Document Type : Research Paper
Department of Parasitology and mycology, School of Public Health, Tehran University of Medical Sciences, Tehran, Iran
Department of Parasitology & Mycology, Faculty of medicine, Esfahan University of Medical Sciences, Esfahan, Iran
Biomedical Research Centre, University of Salford, Greater Manchester, England
Department of Epidemiology and Biostatistics. School of Public Health, Tehran University of Medical Sciences, Tehran, Iran
Department of Pharmaceutics, School of Pharmacy, Gilan University of Medical Sciences, Rasht, Iran
Department of Microbiology, North Tehran Branch, Islamic Azad University, Tehran, Iran
Faculty of Specialized Veterinary Sciences, Science and Research Branch, Islamic Azad University, Tehran, Iran
Department of Medical Entomology and Vector Control, School of Public Health, Tehran University of Medical Sciences, Tehran, Iran.

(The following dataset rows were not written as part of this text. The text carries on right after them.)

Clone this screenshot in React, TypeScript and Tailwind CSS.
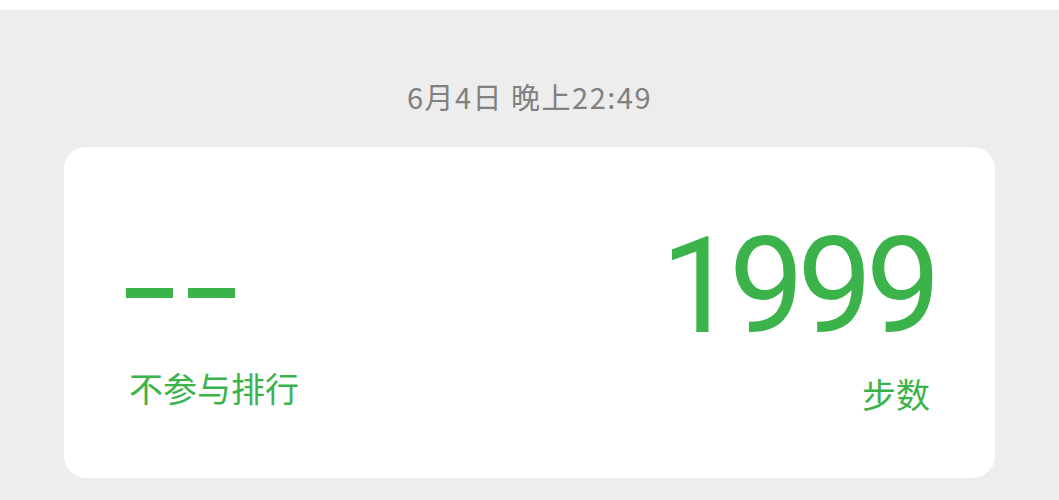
import React from 'react';

const green = 'text-[#3bb34a]';

const App: React.FC = () => {
  return (
    <div
      className="w-full h-[500px] bg-[#ededed] flex flex-col overflow-hidden"
      style={{ fontFamily: '"Noto Sans CJK SC", "Noto Sans", sans-serif' }}
    >
      <div className="h-[11px] bg-white border-b border-[#e8e8e8]" />

      <div className="mt-[71px] text-center text-[29px] leading-none tracking-[1.5px] text-[#808080]">
        6月4日 晚上22:49
      </div>

      <div className="mt-[36px] mx-[64px] h-[331px] bg-white rounded-[22px] px-[65px] flex justify-between">
        <div className="flex flex-col pt-[141px]">
          <div className="flex gap-[15px] -ml-[3px]">
            <div className="w-[47px] h-[10px] bg-[#3bb34a]" />
            <div className="w-[47px] h-[10px] bg-[#3bb34a]" />
          </div>
          <div className={`mt-[73px] text-[34px] leading-none ${green}`}>不参与排行</div>
        </div>

        <div className="flex flex-col items-end pt-[73px]">
          <div
            className={`text-[134px] leading-none tracking-[-7px] ${green} -mr-[4px]`}
            style={{ fontFamily: 'Roboto, "Noto Sans", sans-serif' }}
          >
            1999
          </div>
          <div className={`mt-[23px] text-[34px] leading-none ${green}`}>步数</div>
        </div>
      </div>
    </div>
  );
};

export default App;
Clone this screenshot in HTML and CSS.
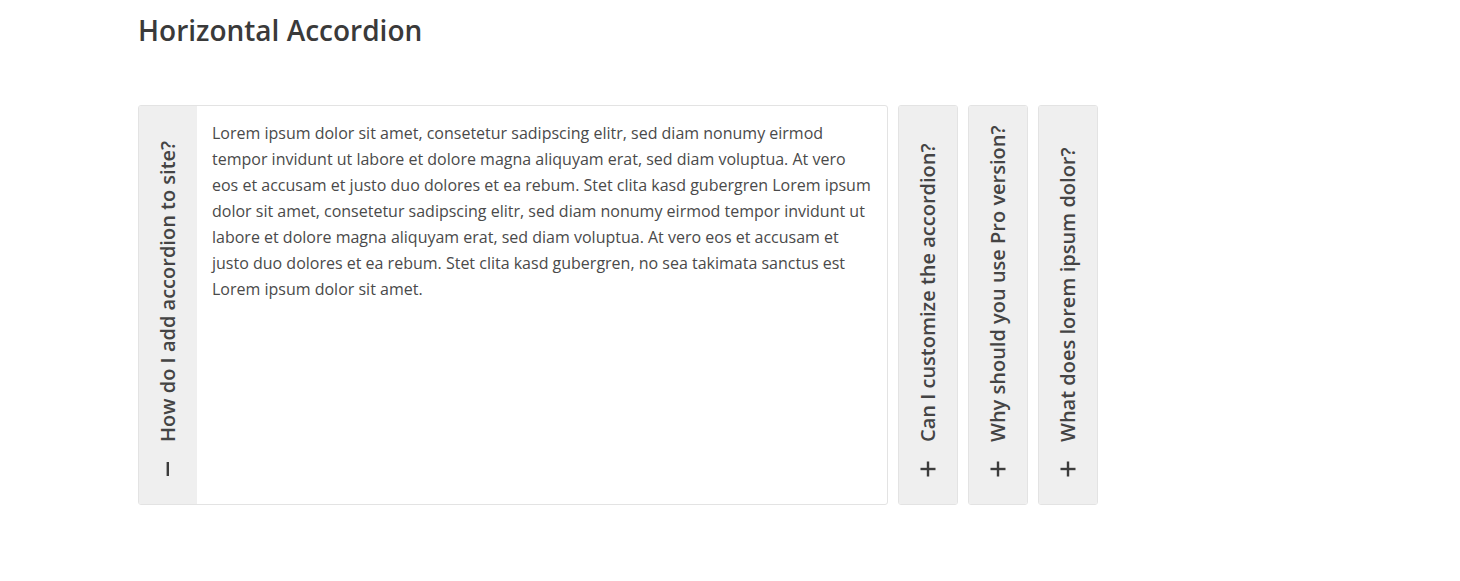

In recent decades, effective herbal and natural compounds have been formulated with topical application, reduced side effects, and more economic benefits for Cutaneous Leishmaniasis (CL) treatment. Some of these include Propolis, Royal jelly, Ostrich oil, and Aloe Vera, which have widespread use in health products. The study aimed to evaluate the potential therapeutic effects of a prepared topical combination, including Propolis, Royal jelly, Ostrich oil, and Aloe Vera, on Leishmania major lesions under an in vivo model in BALB/c (concatenation of Bagg and Albino) mice. Fifty BALB/c mice were randomly divided into five groups of ten. CL lesions were induced by inoculation of metacyclic promastigotes at the base of the BALB/c mice's tails. The resulting lesions were treated topically with prepared natural combinations of Propolis, Royal jelly, Ostrich oil, and Aloe Vera. The lesion sizes were determined as the mean ± standard deviation. One-way analysis of variance (ANOVA) with the Bonferroni correction method was used for statistical analysis, with p < 0.05 considered statistically significant. Based on the data of this research, comparative ulcer size reductions were 63.4% (3.25 mm ± 0.24), 68.4% (3.55 mm ± 0.22), and 8.5% (0.44 mm ± 0.98) for the natural combination treatment 1, treatment 2, and Glucantime, respectively. Based on the results, the proposed natural combinations were significantly more effective at reducing ulcer size than Glucantime, the standard drug (p<0.05). Collectively, we conclude that a combination consisting of Propolis, Royal jelly, Aloe Vera, and ostrich oil is effective in treating CL in mice and may provide a new agent in the treatment of Leishmaniasis.